A is correct: The intended operational model for agentic AI in security operations is a human-on-the-loop approach where AI agents autonomously handle high-volume, repetitive investigation tasks such as initial triage, evidence gathering, and data correlation at machine speed. Humans retain strategic oversight and final decision-making authority, particularly for high-impact remediation actions. This model acts as a force multiplier, freeing analysts to focus on complex threat hunting and strategic response activities requiring human judgment.

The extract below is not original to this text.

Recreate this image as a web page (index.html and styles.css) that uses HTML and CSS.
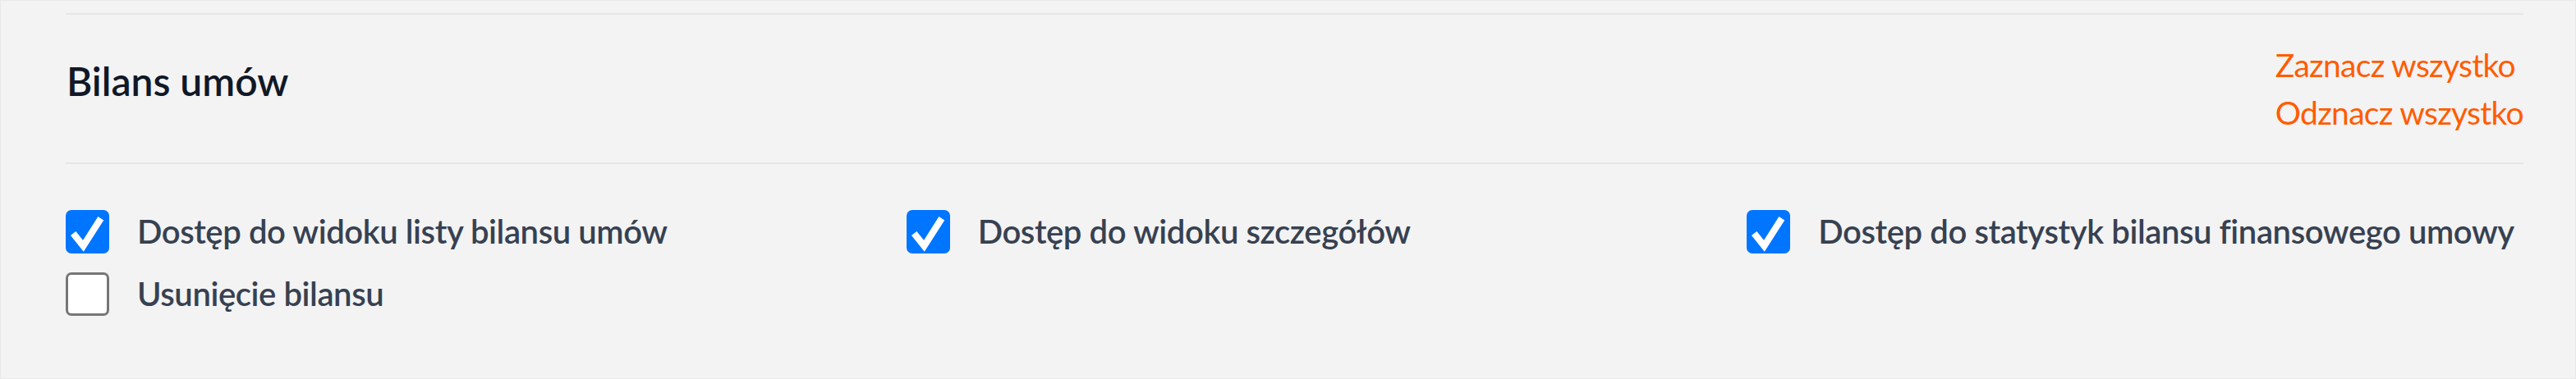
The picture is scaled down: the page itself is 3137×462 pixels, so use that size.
FILE: index.html
```html
<!DOCTYPE html>
<html lang="pl">
<head>
<meta charset="utf-8">
<title>Bilans umów</title>
<link rel="stylesheet" href="styles.css">
</head>
<body>
<section class="card">
  <header class="card-head">
    <h2 class="title">Bilans umów</h2>
    <div class="actions">
      <a class="action" href="#">Zaznacz wszystko</a>
      <a class="action" href="#">Odznacz wszystko</a>
    </div>
  </header>
  <div class="perm-grid">
    <label class="perm">
      <span class="box is-checked"><svg viewBox="0 0 52 52" class="tick"><polyline points="9,28 21,43 42,10"/></svg></span>
      <span class="perm-label">Dostęp do widoku listy bilansu umów</span>
    </label>
    <label class="perm">
      <span class="box is-checked"><svg viewBox="0 0 52 52" class="tick"><polyline points="9,28 21,43 42,10"/></svg></span>
      <span class="perm-label">Dostęp do widoku szczegółów</span>
    </label>
    <label class="perm">
      <span class="box is-checked"><svg viewBox="0 0 52 52" class="tick"><polyline points="9,28 21,43 42,10"/></svg></span>
      <span class="perm-label">Dostęp do statystyk bilansu finansowego umowy</span>
    </label>
    <label class="perm">
      <span class="box"></span>
      <span class="perm-label">Usunięcie bilansu</span>
    </label>
  </div>
</section>
</body>
</html>
```
FILE: styles.css
```css
html, body {
  margin: 0;
  padding: 0;
  background: #f3f3f3;
}
body {
  font-family: "Lato", "Noto Sans", sans-serif;
}
.card {
  box-sizing: border-box;
  width: 3137px;
  height: 462px;
  background: #f3f3f3;
  border: 1px solid #e8e8e8;
  padding: 15px 63px 0 79px;
}
.card-head {
  display: flex;
  align-items: center;
  justify-content: space-between;
  border-top: 2px solid #e6e6ea;
  border-bottom: 2px solid #e6e6ea;
  padding: 32px 0;
}
.title {
  margin: 0 0 18px 0;
  font-size: 48px;
  font-weight: 600;
  color: #111827;
  line-height: 60px;
  padding-left: 1px;
}
.actions {
  display: flex;
  flex-direction: column;
  align-items: flex-start;
}
.action {
  font-size: 39px;
  letter-spacing: -0.7px;
  line-height: 58px;
  color: #ff5c00;
  text-decoration: none;
}
.perm-grid {
  display: grid;
  grid-template-columns: repeat(3, 1fr);
  column-gap: 78px;
  row-gap: 16px;
  padding-top: 52px;
}
.perm {
  display: flex;
  align-items: center;
  height: 60px;
}
.box {
  box-sizing: border-box;
  flex: none;
  width: 53px;
  height: 53px;
  border-radius: 7px;
  background: #ffffff;
  border: 3px solid #767676;
  margin-right: 34px;
}
.box.is-checked {
  background: #0075ff;
  border: none;
}
.tick {
  display: block;
  width: 53px;
  height: 53px;
}
.tick polyline {
  fill: none;
  stroke: #ffffff;
  stroke-width: 8;
}
.perm-label {
  font-size: 40px;
  font-weight: 600;
  letter-spacing: -0.4px;
  color: #374151;
  line-height: 60px;
  white-space: nowrap;
}
```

B is incorrect: Generating text summaries for manual human review and execution describes an AI assistant model rather than an agentic AI operational model. While AI assistants provide information and recommendations that require human action at each step, agentic AI systems take a more active role by autonomously investigating, correlating evidence, and reaching conclusions. The agentic model involves independent reasoning and action, not just passive summarization.
C is incorrect: Serving exclusively as data pipelines for log collection and forwarding describes basic data ingestion functionality, not agentic AI capabilities. Agentic AI systems are designed to go beyond data collection by actively reasoning through the data, identifying patterns, making triage decisions, and executing investigation workflows. Reducing agentic AI to a data pipeline role negates its core capabilities of autonomous reasoning and adaptive action.

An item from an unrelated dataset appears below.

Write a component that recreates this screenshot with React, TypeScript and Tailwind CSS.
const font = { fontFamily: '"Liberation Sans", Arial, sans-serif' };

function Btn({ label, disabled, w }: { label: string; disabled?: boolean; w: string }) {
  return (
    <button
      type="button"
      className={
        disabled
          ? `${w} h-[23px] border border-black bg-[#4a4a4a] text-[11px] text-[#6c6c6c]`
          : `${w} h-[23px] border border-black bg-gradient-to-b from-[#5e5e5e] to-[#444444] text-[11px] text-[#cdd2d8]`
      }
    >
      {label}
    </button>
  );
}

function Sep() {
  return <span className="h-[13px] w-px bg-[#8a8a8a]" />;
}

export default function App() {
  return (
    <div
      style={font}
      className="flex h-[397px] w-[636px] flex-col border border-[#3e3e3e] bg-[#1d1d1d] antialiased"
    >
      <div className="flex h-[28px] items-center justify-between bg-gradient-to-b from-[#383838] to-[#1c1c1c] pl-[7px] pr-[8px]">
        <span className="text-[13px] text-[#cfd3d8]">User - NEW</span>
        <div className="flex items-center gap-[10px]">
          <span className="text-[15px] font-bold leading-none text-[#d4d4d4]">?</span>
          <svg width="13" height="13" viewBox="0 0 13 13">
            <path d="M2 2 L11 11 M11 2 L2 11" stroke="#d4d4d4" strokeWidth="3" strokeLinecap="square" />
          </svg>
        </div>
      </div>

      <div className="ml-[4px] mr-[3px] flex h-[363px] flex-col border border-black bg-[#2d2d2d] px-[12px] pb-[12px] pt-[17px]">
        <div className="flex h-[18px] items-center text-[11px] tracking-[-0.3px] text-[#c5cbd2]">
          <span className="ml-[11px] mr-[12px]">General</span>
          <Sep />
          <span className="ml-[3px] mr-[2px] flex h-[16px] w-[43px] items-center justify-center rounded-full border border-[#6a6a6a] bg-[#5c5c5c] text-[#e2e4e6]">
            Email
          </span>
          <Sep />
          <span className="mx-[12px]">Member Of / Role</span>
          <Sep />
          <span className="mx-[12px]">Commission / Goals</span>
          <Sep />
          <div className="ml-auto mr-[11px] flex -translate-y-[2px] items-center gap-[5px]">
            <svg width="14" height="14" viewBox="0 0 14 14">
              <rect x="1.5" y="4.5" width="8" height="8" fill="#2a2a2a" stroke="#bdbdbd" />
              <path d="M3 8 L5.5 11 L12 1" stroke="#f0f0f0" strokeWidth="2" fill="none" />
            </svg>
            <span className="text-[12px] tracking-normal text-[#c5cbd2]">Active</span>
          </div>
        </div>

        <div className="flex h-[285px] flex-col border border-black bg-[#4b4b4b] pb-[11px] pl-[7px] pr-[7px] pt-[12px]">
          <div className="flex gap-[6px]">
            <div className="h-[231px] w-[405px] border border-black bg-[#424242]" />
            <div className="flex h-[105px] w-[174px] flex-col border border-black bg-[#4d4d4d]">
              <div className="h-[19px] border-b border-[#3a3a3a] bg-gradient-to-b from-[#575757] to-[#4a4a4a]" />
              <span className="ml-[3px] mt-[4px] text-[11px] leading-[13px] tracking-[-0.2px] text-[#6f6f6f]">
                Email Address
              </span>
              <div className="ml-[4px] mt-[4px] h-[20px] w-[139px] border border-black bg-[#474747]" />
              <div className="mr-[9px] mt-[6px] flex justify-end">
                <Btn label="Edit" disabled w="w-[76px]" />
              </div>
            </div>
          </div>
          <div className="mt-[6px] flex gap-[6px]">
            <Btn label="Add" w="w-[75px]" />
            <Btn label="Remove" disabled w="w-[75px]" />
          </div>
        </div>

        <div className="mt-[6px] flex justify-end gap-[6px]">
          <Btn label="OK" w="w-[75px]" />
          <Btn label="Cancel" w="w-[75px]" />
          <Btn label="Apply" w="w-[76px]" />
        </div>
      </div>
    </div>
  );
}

D is incorrect: Agentic AI in security operations is not intended to operate without any human involvement. Responsible deployment of agentic AI maintains human oversight, especially for high-impact containment and remediation actions. The operational model includes governance boundaries where agents operate autonomously within defined parameters, but humans review critical decisions, intervene when needed, and maintain accountability for outcomes.